= EXERCISE =
Wherever "this" appears in a line, copy that line.

[START DATA PROVIDED]

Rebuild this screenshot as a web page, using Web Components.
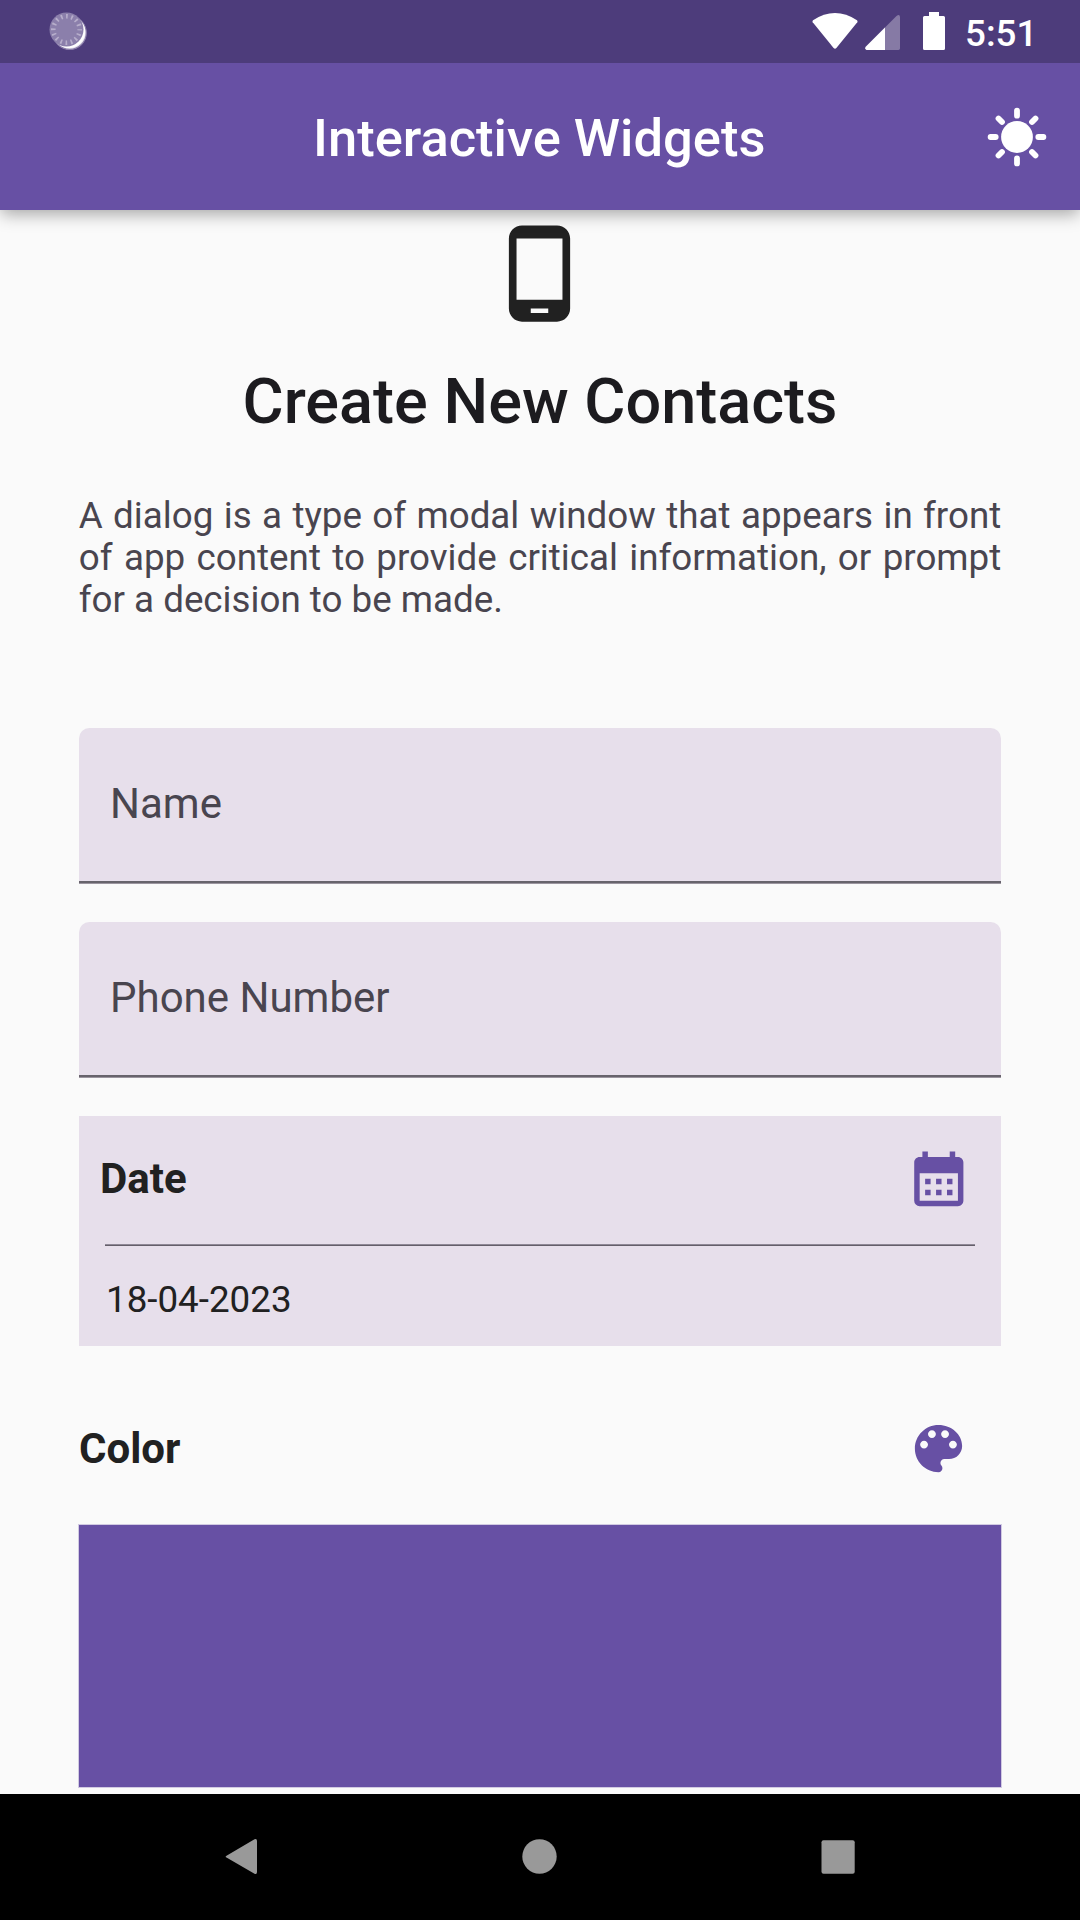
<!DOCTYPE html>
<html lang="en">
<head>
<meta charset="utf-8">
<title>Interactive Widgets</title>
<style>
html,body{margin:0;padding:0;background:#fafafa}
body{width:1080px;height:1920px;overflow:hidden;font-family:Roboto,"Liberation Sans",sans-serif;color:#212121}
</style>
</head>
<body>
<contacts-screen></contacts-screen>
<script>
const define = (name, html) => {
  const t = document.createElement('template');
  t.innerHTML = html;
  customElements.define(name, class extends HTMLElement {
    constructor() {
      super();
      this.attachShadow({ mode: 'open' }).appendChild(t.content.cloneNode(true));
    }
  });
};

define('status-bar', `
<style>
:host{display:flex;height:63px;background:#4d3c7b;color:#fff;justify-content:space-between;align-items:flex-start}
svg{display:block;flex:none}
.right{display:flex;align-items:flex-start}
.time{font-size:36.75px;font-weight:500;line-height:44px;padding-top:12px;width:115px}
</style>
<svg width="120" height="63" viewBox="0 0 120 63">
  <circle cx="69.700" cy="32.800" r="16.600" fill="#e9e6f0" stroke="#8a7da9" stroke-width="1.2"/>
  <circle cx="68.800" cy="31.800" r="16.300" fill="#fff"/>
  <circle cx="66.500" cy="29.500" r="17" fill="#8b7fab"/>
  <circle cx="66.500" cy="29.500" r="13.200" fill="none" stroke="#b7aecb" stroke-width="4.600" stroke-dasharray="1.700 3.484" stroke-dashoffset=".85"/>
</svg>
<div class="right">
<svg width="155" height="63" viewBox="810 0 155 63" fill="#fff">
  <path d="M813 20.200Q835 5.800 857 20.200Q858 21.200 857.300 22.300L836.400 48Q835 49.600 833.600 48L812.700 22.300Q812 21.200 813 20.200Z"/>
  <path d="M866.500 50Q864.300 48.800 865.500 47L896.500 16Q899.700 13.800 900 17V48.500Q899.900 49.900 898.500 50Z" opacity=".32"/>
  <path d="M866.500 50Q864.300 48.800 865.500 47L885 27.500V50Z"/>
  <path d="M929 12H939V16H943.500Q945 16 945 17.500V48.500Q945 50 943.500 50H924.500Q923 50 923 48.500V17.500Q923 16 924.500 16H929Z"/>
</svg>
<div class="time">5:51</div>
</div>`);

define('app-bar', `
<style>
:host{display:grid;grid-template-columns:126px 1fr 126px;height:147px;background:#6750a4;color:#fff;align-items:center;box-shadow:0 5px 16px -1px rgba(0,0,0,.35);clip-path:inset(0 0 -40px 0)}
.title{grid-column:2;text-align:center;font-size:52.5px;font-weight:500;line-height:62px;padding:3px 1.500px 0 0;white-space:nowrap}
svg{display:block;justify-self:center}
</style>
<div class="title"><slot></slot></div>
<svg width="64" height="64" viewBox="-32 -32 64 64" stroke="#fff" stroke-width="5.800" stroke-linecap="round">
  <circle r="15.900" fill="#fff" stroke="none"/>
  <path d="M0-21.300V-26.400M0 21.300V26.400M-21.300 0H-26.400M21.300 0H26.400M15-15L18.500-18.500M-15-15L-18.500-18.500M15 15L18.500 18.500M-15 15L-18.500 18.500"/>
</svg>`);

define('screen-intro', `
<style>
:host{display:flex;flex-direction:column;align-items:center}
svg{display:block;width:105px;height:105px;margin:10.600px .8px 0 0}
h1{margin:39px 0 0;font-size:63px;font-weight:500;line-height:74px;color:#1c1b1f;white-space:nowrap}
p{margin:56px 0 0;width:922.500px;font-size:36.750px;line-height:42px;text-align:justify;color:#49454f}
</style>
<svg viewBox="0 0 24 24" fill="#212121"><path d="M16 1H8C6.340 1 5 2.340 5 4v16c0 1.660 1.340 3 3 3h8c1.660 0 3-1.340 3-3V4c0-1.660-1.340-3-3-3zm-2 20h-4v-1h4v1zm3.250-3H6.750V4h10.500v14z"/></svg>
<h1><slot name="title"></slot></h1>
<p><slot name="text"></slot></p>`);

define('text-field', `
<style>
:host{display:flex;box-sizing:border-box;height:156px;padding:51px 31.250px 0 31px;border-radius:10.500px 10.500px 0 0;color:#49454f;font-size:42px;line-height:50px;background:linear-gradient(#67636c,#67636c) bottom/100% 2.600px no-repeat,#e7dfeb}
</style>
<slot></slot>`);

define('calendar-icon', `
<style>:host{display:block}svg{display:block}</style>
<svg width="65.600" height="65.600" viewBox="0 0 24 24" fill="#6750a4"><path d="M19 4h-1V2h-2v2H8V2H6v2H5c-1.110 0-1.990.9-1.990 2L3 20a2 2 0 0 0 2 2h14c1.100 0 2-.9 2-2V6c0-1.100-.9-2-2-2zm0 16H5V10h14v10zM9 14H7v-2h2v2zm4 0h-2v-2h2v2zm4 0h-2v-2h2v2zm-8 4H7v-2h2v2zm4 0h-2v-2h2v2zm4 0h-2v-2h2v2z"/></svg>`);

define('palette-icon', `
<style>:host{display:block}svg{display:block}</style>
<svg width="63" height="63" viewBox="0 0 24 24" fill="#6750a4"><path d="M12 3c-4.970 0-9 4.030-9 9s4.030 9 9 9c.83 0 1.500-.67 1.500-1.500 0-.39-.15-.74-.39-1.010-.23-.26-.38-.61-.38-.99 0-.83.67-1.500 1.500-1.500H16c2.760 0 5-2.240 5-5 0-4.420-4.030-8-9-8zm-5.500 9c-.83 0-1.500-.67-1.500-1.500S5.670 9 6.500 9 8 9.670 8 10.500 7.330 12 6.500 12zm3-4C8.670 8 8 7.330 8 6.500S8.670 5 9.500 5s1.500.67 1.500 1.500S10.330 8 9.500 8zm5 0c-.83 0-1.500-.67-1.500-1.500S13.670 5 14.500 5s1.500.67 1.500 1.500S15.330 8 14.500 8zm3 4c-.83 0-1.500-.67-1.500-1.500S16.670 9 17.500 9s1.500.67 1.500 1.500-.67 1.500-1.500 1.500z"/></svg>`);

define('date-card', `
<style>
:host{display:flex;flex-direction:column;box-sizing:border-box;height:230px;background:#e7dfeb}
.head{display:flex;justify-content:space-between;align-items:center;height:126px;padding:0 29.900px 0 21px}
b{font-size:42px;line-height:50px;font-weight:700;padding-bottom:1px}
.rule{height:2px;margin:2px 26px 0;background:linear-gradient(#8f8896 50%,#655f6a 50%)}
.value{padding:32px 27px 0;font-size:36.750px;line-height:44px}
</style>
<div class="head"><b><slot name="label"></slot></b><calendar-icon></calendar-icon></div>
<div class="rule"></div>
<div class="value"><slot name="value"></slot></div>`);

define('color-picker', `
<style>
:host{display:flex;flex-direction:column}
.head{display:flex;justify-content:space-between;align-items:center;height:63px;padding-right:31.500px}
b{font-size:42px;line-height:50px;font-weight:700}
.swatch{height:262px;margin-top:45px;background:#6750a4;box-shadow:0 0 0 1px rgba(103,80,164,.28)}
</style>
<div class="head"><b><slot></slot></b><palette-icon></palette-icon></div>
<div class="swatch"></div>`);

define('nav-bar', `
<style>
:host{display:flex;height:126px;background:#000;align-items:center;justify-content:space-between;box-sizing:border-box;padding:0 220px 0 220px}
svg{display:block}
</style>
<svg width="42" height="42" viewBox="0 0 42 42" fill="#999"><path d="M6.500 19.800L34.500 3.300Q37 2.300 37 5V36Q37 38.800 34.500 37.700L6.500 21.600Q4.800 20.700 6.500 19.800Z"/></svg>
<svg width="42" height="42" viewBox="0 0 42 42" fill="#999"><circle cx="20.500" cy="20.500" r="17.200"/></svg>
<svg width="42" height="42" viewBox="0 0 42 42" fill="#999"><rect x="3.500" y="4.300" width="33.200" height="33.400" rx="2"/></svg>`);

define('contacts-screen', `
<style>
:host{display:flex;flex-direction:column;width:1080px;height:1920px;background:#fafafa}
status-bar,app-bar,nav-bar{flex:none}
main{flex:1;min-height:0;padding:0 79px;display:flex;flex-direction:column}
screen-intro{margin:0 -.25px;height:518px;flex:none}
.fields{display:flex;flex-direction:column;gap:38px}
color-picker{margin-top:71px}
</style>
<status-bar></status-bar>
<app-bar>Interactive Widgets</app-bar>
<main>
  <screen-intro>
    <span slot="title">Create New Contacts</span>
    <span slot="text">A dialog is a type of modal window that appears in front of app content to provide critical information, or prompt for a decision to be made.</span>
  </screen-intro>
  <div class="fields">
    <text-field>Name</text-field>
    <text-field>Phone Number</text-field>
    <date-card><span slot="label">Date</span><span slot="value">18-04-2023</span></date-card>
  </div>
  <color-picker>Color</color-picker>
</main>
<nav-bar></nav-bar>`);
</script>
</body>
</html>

[END DATA PROVIDED]

= COMPLETE ANSWER =
Rebuild this screenshot as a web page, using Web Components.
      this.attachShadow({ mode: 'open' }).appendChild(t.content.cloneNode(true));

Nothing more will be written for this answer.